■ **Written problem**
Extract exactly the lines from the top of the records through the line containing "Settings, ChevronLeft, ChevronRight", and keep pictures out of the copy.

■ **Available records**
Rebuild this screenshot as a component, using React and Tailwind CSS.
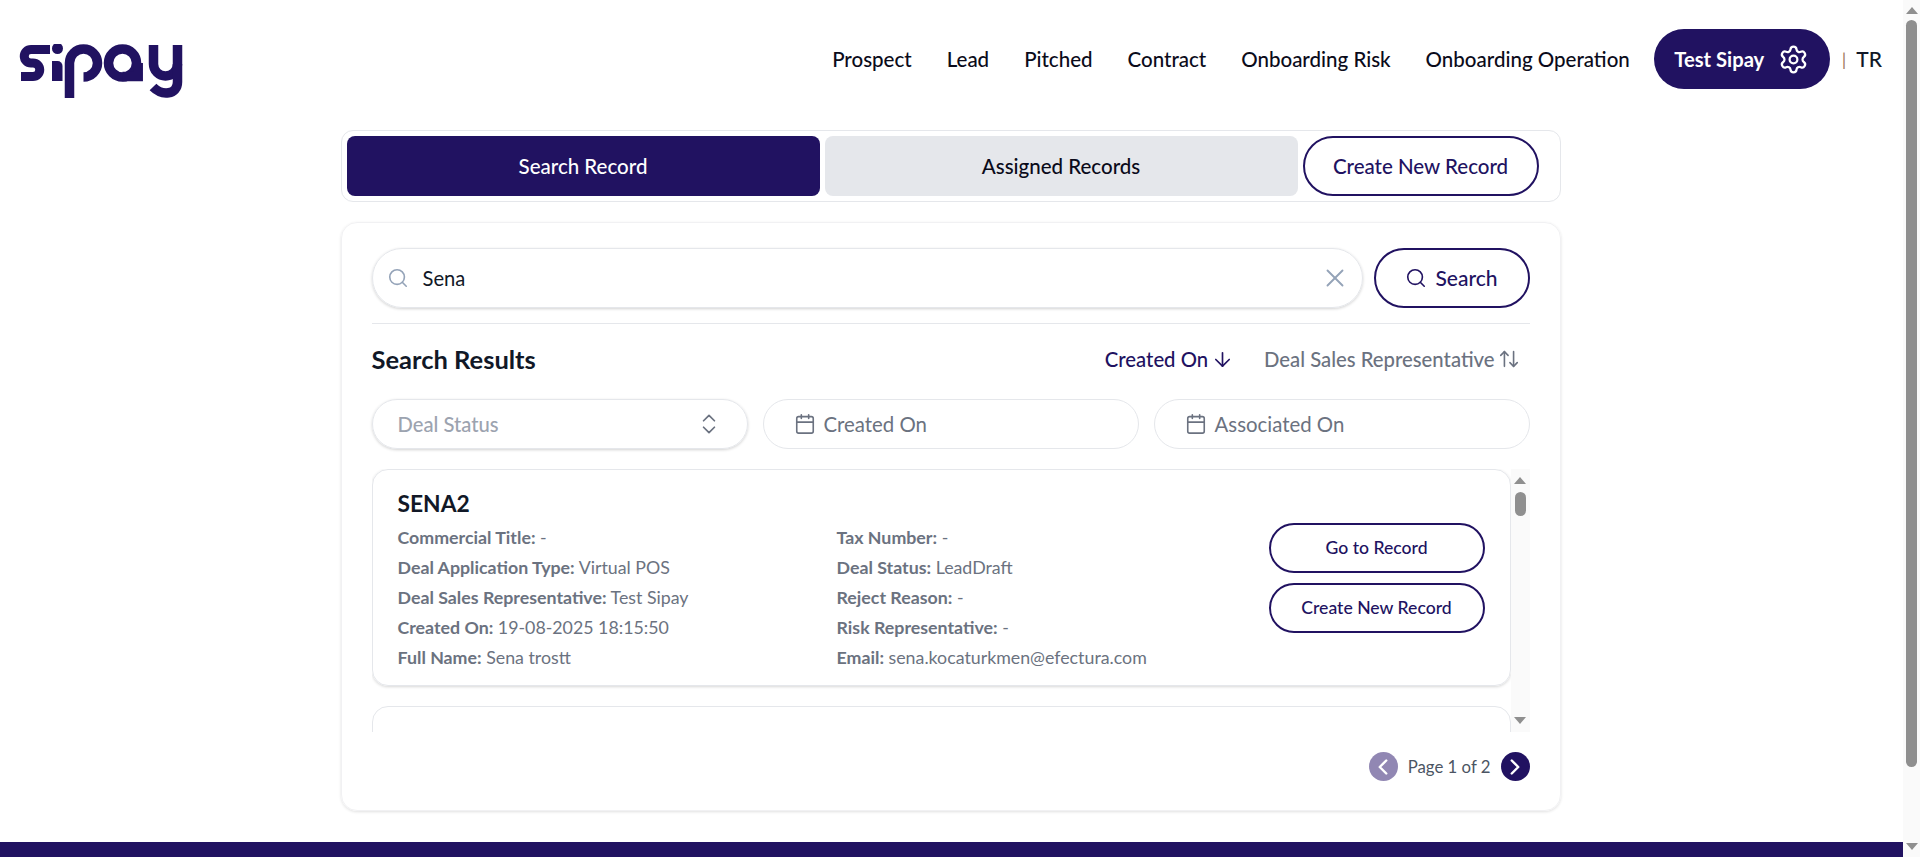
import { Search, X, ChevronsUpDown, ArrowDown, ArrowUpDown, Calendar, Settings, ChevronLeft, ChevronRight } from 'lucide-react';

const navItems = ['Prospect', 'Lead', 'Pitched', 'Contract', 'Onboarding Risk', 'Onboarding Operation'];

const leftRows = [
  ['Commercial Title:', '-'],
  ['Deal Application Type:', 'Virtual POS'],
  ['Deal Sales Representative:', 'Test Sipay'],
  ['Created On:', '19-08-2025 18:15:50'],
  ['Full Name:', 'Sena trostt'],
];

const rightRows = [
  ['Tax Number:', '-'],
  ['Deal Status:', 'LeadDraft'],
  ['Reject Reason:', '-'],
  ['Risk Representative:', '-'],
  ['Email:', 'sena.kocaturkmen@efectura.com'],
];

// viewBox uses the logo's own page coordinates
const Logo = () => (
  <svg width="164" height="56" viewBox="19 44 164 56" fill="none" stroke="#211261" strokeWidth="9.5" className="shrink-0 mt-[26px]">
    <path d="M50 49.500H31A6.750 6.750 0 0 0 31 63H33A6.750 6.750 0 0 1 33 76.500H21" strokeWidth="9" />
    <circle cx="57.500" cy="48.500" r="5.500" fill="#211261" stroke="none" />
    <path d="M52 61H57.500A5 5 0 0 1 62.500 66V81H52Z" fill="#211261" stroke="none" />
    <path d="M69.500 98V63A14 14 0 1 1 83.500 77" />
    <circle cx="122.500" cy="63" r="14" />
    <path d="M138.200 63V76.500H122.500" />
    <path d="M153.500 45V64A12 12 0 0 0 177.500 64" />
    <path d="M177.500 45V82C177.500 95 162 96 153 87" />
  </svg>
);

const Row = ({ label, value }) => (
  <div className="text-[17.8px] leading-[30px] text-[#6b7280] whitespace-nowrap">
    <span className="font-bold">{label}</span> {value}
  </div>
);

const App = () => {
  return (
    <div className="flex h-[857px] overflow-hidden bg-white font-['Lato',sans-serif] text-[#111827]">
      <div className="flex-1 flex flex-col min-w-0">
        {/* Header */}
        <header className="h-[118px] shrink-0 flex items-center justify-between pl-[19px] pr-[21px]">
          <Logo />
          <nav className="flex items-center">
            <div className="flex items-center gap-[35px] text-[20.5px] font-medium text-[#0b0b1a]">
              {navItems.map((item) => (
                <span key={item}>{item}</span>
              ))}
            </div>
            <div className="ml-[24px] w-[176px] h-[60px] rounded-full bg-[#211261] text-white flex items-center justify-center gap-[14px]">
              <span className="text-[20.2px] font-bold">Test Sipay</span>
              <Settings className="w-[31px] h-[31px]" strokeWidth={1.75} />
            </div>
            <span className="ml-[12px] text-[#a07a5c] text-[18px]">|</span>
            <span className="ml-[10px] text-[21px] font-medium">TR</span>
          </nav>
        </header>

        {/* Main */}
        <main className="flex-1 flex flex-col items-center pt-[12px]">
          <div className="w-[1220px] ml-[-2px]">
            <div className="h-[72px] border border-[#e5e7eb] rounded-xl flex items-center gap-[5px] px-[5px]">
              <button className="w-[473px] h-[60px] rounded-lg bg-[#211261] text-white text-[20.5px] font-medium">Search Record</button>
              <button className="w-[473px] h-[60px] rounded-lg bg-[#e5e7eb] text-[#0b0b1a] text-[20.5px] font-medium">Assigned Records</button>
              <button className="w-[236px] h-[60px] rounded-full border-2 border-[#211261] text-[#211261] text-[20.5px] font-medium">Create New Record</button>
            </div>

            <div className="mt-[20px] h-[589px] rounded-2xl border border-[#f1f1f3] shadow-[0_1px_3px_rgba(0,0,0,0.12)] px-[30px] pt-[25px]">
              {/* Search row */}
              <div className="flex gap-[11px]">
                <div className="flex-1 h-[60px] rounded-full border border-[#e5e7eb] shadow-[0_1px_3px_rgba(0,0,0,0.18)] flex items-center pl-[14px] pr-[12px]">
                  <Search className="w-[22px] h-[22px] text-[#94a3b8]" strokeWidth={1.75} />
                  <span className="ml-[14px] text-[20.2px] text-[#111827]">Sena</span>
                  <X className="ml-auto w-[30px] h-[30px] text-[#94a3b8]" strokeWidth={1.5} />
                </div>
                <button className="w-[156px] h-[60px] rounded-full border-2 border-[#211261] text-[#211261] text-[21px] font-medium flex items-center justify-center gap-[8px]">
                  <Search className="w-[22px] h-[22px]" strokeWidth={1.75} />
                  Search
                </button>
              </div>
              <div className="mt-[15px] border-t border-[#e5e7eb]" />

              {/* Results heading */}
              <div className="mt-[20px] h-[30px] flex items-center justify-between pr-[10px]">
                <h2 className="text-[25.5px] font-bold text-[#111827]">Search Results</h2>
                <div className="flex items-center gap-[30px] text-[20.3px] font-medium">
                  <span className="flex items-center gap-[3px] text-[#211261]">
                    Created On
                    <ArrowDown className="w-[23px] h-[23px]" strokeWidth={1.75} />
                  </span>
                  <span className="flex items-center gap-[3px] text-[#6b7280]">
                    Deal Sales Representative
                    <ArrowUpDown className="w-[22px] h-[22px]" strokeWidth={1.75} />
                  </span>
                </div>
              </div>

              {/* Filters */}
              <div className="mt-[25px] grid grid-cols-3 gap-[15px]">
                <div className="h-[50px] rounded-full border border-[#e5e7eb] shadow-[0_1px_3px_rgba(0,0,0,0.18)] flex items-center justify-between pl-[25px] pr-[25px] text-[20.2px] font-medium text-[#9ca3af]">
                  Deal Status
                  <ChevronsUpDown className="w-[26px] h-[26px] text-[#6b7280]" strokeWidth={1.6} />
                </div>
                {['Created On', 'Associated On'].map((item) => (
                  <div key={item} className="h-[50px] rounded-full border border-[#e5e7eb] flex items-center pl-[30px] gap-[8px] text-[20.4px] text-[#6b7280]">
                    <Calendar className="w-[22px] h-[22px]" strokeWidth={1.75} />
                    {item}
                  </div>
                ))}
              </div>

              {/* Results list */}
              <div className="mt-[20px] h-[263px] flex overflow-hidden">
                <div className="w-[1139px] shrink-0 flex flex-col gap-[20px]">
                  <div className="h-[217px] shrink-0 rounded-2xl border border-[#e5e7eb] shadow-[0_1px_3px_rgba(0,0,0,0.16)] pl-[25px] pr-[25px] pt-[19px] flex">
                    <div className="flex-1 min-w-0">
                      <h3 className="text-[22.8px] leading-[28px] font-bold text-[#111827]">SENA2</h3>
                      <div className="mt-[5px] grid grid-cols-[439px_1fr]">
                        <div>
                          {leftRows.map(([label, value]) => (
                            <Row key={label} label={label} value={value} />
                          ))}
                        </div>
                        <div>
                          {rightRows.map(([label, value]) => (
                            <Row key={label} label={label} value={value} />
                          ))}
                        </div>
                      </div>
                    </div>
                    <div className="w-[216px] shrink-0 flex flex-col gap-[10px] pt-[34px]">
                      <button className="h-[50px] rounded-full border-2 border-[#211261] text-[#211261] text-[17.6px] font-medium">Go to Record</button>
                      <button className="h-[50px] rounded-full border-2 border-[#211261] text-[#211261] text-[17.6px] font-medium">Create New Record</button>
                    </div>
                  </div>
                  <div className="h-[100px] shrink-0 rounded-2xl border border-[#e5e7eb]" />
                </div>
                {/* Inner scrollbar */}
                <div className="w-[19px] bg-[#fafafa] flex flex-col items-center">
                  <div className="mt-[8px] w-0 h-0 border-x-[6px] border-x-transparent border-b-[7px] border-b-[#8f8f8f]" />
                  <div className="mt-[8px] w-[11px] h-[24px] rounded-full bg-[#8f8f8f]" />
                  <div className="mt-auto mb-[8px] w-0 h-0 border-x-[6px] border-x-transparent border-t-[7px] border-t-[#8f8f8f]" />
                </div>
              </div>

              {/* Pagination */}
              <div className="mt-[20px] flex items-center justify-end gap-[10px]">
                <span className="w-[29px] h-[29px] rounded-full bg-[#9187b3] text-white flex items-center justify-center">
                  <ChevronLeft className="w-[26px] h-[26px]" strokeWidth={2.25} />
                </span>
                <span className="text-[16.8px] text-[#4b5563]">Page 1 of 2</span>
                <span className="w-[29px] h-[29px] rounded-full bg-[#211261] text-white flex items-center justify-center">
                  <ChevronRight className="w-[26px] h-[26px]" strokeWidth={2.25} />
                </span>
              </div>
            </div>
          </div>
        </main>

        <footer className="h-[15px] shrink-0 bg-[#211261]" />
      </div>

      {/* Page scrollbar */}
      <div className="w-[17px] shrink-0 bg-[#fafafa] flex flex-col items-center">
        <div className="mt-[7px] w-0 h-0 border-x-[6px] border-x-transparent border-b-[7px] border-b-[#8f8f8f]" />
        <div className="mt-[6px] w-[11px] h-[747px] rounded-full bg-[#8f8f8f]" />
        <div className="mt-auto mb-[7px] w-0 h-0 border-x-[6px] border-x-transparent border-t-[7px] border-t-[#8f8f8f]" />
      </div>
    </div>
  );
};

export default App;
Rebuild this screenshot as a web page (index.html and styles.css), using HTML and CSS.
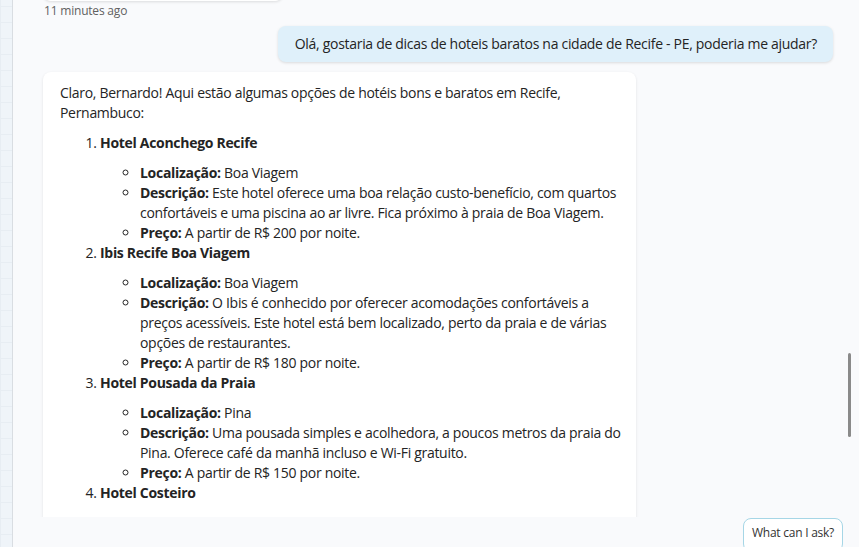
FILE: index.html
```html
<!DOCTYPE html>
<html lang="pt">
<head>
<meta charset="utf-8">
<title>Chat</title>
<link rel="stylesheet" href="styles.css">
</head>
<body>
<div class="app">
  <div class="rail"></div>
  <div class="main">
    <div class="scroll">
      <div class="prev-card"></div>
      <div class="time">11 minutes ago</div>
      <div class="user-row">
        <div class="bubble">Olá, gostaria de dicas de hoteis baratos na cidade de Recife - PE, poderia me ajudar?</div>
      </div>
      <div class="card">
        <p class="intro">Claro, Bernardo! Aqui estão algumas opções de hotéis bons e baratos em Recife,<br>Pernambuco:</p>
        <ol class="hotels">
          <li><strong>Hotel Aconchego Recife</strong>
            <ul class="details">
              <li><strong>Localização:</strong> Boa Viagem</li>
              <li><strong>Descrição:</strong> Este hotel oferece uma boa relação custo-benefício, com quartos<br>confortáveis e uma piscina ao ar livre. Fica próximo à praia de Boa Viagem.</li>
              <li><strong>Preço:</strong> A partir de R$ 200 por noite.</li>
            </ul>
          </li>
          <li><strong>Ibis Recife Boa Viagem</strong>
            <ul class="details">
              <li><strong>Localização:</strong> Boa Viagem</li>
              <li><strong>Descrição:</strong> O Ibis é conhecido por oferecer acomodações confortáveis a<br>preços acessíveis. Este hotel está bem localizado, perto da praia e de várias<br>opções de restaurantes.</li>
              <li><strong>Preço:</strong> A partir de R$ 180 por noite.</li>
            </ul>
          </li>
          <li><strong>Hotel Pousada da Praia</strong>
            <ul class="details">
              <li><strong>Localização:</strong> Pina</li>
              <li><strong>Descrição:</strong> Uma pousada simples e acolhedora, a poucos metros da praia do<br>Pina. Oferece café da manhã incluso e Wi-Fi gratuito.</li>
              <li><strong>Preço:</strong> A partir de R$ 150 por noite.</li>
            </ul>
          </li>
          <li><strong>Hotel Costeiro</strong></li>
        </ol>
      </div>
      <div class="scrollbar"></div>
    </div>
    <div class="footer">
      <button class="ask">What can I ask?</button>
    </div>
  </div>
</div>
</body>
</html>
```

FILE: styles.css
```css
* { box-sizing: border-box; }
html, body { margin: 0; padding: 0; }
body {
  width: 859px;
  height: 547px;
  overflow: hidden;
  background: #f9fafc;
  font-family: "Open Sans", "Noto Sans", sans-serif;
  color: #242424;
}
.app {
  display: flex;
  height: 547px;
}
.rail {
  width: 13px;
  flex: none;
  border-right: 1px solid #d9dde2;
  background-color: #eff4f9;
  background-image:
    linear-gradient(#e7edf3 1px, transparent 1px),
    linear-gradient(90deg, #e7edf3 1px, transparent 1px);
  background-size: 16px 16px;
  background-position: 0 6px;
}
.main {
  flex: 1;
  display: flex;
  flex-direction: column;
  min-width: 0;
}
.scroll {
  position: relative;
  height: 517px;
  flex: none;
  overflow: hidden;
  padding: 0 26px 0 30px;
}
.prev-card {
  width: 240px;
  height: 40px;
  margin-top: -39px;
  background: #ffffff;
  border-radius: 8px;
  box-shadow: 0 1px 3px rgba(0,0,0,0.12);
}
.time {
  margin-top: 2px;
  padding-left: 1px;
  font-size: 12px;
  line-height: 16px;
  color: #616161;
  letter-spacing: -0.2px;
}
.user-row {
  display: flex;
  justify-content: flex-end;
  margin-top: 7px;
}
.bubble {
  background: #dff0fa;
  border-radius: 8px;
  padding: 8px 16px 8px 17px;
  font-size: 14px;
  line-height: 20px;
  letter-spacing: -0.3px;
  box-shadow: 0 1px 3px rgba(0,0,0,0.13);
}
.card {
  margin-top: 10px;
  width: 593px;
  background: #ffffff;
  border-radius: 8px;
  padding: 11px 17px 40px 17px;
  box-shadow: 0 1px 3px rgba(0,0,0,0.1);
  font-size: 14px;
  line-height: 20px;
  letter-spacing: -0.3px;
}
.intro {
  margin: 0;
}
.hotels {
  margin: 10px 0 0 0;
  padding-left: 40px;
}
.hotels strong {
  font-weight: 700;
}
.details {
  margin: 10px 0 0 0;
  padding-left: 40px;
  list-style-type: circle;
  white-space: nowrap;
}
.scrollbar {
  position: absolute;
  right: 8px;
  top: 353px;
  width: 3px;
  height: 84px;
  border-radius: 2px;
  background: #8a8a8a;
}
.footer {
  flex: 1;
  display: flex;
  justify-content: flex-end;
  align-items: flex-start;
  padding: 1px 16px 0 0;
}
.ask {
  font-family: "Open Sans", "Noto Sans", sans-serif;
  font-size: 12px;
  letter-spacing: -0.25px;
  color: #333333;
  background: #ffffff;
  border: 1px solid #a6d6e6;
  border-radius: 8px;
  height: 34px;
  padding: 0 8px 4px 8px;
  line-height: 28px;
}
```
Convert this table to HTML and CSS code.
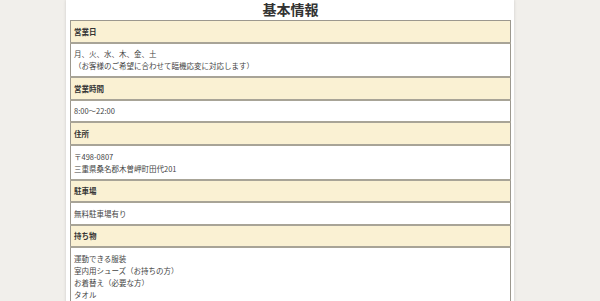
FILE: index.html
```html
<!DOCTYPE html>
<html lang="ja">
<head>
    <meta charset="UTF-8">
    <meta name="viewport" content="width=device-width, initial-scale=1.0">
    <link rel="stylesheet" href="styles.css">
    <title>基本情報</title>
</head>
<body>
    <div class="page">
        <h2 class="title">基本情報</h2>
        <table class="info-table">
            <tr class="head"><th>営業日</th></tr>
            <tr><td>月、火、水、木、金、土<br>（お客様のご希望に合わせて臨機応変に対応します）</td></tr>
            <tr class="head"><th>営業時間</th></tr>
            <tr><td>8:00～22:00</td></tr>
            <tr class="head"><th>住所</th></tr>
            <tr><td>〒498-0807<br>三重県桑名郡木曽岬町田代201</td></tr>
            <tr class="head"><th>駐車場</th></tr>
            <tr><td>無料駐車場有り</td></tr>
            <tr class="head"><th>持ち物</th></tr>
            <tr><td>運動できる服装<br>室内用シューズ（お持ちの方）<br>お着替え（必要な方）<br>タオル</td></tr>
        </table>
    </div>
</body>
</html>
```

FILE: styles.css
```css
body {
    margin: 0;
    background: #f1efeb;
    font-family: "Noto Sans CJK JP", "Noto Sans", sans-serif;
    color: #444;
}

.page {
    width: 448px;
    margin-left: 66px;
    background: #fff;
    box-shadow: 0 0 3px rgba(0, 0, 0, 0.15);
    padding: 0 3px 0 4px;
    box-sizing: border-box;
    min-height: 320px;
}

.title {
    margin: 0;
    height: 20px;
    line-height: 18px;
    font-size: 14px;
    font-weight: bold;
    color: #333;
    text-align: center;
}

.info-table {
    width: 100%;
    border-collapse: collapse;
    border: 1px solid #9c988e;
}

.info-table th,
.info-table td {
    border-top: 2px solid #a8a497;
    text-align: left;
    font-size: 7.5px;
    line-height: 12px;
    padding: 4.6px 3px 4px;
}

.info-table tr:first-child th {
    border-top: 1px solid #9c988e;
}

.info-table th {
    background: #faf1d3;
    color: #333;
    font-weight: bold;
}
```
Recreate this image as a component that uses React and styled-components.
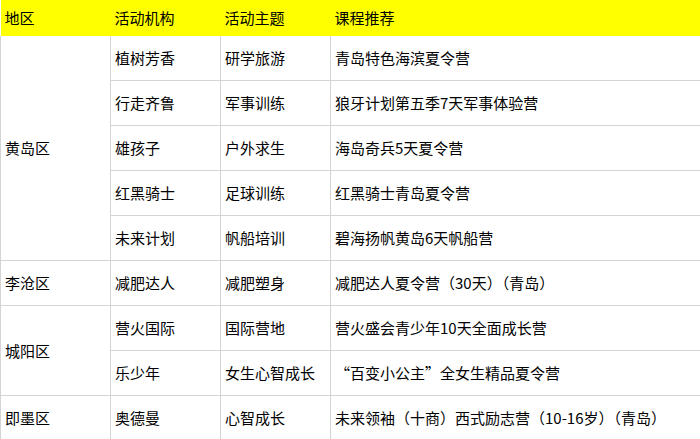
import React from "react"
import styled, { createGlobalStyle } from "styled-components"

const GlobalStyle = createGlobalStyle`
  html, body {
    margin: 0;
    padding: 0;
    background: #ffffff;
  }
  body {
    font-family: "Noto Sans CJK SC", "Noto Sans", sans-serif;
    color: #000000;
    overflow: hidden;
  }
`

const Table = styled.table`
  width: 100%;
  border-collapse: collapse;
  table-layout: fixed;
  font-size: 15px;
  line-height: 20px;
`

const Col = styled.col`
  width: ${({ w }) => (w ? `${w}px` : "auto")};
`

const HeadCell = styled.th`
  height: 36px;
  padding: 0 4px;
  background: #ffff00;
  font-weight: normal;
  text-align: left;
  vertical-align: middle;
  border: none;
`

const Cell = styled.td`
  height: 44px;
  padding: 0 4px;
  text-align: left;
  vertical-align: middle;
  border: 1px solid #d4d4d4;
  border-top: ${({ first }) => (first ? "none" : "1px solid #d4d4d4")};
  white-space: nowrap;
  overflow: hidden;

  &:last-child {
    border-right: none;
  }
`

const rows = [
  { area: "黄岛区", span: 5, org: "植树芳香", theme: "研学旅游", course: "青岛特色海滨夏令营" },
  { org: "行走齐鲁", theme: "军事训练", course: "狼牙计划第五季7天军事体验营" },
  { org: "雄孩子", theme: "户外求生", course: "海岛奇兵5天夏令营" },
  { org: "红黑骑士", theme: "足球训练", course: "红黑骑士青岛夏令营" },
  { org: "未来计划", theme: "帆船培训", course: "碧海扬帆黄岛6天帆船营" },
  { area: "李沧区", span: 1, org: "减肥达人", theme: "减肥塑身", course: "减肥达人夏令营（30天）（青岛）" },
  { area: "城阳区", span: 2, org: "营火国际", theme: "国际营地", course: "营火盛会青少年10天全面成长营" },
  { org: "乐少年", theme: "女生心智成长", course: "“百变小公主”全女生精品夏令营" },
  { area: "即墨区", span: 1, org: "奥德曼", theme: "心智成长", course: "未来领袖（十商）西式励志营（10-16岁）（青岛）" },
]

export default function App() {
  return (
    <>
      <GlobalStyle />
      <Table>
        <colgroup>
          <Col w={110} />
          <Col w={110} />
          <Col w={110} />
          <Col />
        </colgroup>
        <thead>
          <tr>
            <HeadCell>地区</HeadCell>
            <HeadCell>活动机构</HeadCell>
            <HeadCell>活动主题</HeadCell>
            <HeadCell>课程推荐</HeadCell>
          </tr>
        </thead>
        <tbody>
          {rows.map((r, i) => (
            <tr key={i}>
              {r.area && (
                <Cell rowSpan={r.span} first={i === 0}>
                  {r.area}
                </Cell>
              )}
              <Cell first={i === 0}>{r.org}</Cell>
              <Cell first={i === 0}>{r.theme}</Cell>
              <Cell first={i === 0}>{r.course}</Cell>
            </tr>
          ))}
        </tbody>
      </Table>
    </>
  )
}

■ **Solution to the exercise**
Rebuild this screenshot as a component, using React and Tailwind CSS.
import { Search, X, ChevronsUpDown, ArrowDown, ArrowUpDown, Calendar, Settings, ChevronLeft, ChevronRight } from 'lucide-react';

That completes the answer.